At the entrance of the Hoh Rainforest Trail, lies the majestic Hall of Mosses. The aptly named trail is navigated by an easy 1.5 mile dirt-packed path that winds listlessly between native ferns, mushrooms, and massive [you guessed it:] moss-covered Spruce trees that are centuries old.
Time has been forgotten here, words should be whispered, and steps made soft and carefully. Branches draped with thick blankets of airy moss make the forest appear to be asleep, cozily wrapped in a nest of pillows; both hibernating and frozen in time. Limbs bend and fold on themselves with the weight of time and age, this beauty clearly such a burden.

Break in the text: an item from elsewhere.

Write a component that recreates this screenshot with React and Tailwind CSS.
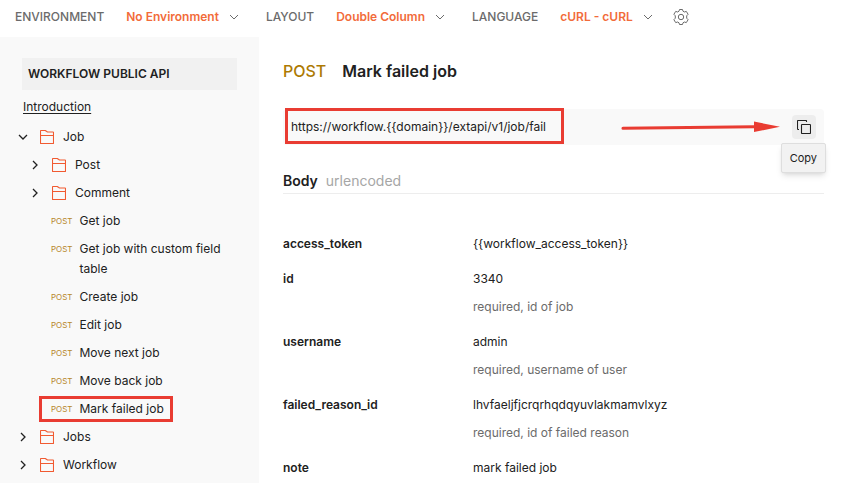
import React from "react";

const params = [
  { name: "access_token", value: "{{workflow_access_token}}" },
  { name: "id", value: "3340", note: "required, id of job" },
  { name: "username", value: "admin", note: "required, username of user" },
  { name: "failed_reason_id", value: "lhvfaeljfjcrqrhqdqyuvlakmamvlxyz", note: "required, id of failed reason" },
  { name: "note", value: "mark failed job" },
];

const requests = [
  "Get job",
  "Get job with custom field table",
  "Create job",
  "Edit job",
  "Move next job",
  "Move back job",
];

function ChevronDown({ className, strokeWidth = 1 }) {
  return (
    <svg className={className} width="10" height="10" viewBox="0 0 10 10" fill="none" stroke="currentColor" strokeWidth={strokeWidth} aria-hidden="true">
      <path d="M1 3l4 4 4-4" />
    </svg>
  );
}

function ChevronRight() {
  return (
    <svg width="10" height="10" viewBox="0 0 10 10" fill="none" stroke="currentColor" strokeWidth="1.3" aria-hidden="true">
      <path d="M3 1l4 4-4 4" />
    </svg>
  );
}

function FolderIcon() {
  return (
    <svg className="shrink-0 text-[#f15a31]" width="14" height="14" viewBox="0 0 14 14" fill="none" stroke="currentColor" strokeWidth="1.1" strokeLinejoin="round" aria-hidden="true">
      <path d="M.5 13V1a.5.5 0 0 1 .5-.5h4.300L7.500 2H13a.5.5 0 0 1 .5.5V13a.5.5 0 0 1-.5.5H1a.5.5 0 0 1-.5-.5zM.5 5.500h13" />
    </svg>
  );
}

function GearIcon() {
  return (
    <svg width="16" height="16" viewBox="0 0 16 16" fill="none" stroke="currentColor" strokeLinejoin="round" aria-hidden="true">
      <path d="M6.500.5h3l.5 1.700 1.300.8 2-.6 1.800 2.900-1.400 1.500v2.400l1.400 1.500-1.800 2.900-2-.6-1.300.8-.5 1.700h-3L6 13.800 4.700 13l-2 .6L.9 10.700l1.400-1.500V6.800L.9 5.300l1.800-2.900 2 .6L6 2.200z" />
      <circle cx="8" cy="8" r="2.700" />
    </svg>
  );
}

function CopyIcon() {
  return (
    <svg width="14" height="14" viewBox="0 0 14 14" fill="none" stroke="currentColor" strokeWidth="1.1" aria-hidden="true">
      <rect x="4.500" y="4.500" width="9" height="9" rx=".6" />
      <path d="M2 9.500h-.900a.6.6 0 0 1-.6-.6V1.100a.6.6 0 0 1 .6-.6h7.800a.6.6 0 0 1 .6.6V2" />
    </svg>
  );
}

function Setting({ id, label, value }) {
  return (
    <div className="flex items-center gap-[22px]">
      <label htmlFor={id} className="font-medium text-[#6b6b6b]">{label}</label>
      <div className="relative flex items-center text-[#6b6b6b]">
        <select id={id} className="field-sizing-content appearance-none bg-transparent pr-5 font-semibold text-[#f26b3a]">
          <option>{value}</option>
        </select>
        <ChevronDown className="pointer-events-none absolute right-0" />
      </div>
    </div>
  );
}

function Folder({ name, open, nested }) {
  return (
    <li>
      <button type="button" aria-expanded={Boolean(open)} className={`flex h-7 w-full items-center gap-3 ${nested ? "pl-[30px]" : "pl-[18px]"}`}>
        {open ? <ChevronDown strokeWidth={1.3} /> : <ChevronRight />}
        <span className="flex items-center gap-[9px]">
          <FolderIcon />
          <span>{name}</span>
        </span>
      </button>
    </li>
  );
}

function RequestLink({ name, marked }) {
  return (
    <li className="relative pl-[51px]">
      <a href="#request" className="flex gap-[7px] py-1 pr-6 leading-5">
        <span className="shrink-0 text-[8px] text-[#b7872b]">POST</span>
        <span>{name}</span>
      </a>
      {marked && <span className="pointer-events-none absolute inset-y-px left-[39px] w-[134px] border-3 border-[#e93c32]" />}
    </li>
  );
}

export default function App() {
  return (
    <div className="flex min-h-screen flex-col bg-white font-[Inter,sans-serif] text-[12px] leading-5 text-[#212121]">
      <header className="flex h-[37px] items-center gap-[27px] pb-1 pl-[15px]">
        <Setting id="environment" label="ENVIRONMENT" value="No Environment" />
        <Setting id="layout" label="LAYOUT" value="Double Column" />
        <div className="flex items-center gap-5">
          <Setting id="language" label="LANGUAGE" value="cURL - cURL" />
          <button type="button" aria-label="Settings" className="text-[#6b6b6b]"><GearIcon /></button>
        </div>
      </header>

      <div className="flex grow">
        <nav className="w-[259px] shrink-0 bg-[#f9f9f9] pt-[21px]">
          <h2 className="mx-[22px] bg-[#f1f1f1] p-1.5 font-semibold">WORKFLOW PUBLIC API</h2>
          <a href="#introduction" className="ml-[23px] mt-[7px] inline-block underline underline-offset-2">Introduction</a>
          <ul className="mt-[6px]">
            <Folder name="Job" open />
            <Folder name="Post" nested />
            <Folder name="Comment" nested />
            {requests.map((name) => <RequestLink key={name} name={name} />)}
            <RequestLink name="Mark failed job" marked />
            <Folder name="Jobs" />
            <Folder name="Workflow" />
          </ul>
        </nav>

        <main className="min-w-0 grow pl-6 pr-[22px] pt-[22px]">
          <h1 className="flex gap-4 text-[16px] leading-6 font-semibold">
            <span className="font-medium text-[#ad7a03]">POST</span>
            <span>Mark failed job</span>
          </h1>

          <div className="relative mt-[26px] flex h-9 items-center justify-between rounded-sm bg-[#f9f9f9] px-2">
            <span>{"https://workflow.{{domain}}/extapi/v1/job/fail"}</span>
            <div className="pointer-events-none absolute -top-px left-[2px] h-9 w-[279px] border-3 border-[#e93c32]" />
            <div className="flex items-center gap-3">
              <svg width="160" height="12" viewBox="0 0 160 12" fill="#e93c32" aria-hidden="true">
                <path d="M3 5.700L134 4.300V.500L160 5.800 134 11V7.300L3 8.800a1.500 1.500 0 0 1 0-3.100z" />
              </svg>
              <button type="button" aria-label="Copy" className="flex size-6 items-center justify-center rounded-sm bg-[#ededed]"><CopyIcon /></button>
            </div>
            <div role="tooltip" className="absolute top-[34px] -right-0.5 rounded-xs border border-[#dedede] bg-[#f2f2f2] px-2 py-1 text-[11px] shadow-md">Copy</div>
          </div>

          <h2 className="mt-[26px] flex items-center gap-2 border-b border-[#ededed] pb-0.5 text-[14px] font-semibold">
            Body
            <span className="font-normal text-[#a6a6a6]">urlencoded</span>
          </h2>

          <table className="mt-10 w-full table-fixed text-left">
            <tbody>
              {params.map((p) => (
                <tr key={p.name} className="align-top">
                  <th scope="row" className="w-[190px] font-semibold">{p.name}</th>
                  <td className="pb-[15px]">
                    <p>{p.value}</p>
                    {p.note && <p className="mt-2 text-[#6b6b6b]">{p.note}</p>}
                  </td>
                </tr>
              ))}
            </tbody>
          </table>
        </main>
      </div>
    </div>
  );
}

The trail is overflowing with knotted root systems, abundant nurse trees, and teeming with more shades of green in one eye-full than many people have ever experienced. It’s difficult not to be in awe while here: head constantly reaching back and looking up in wonder to the highest branches, like a wide-eyed child looking to the all-knowing parent, hoping for answers or assurance; small hand in wise. To think of the time that has passed here, to think of the things it hasn’t seen, but yet it’s been here all along and hasn’t missed a thing. While we change, it hasn’t; a constant predictability that comforts and reminds. Truthfully, places like this is where we come from – our history – and one we need to revisit in order to remember our place.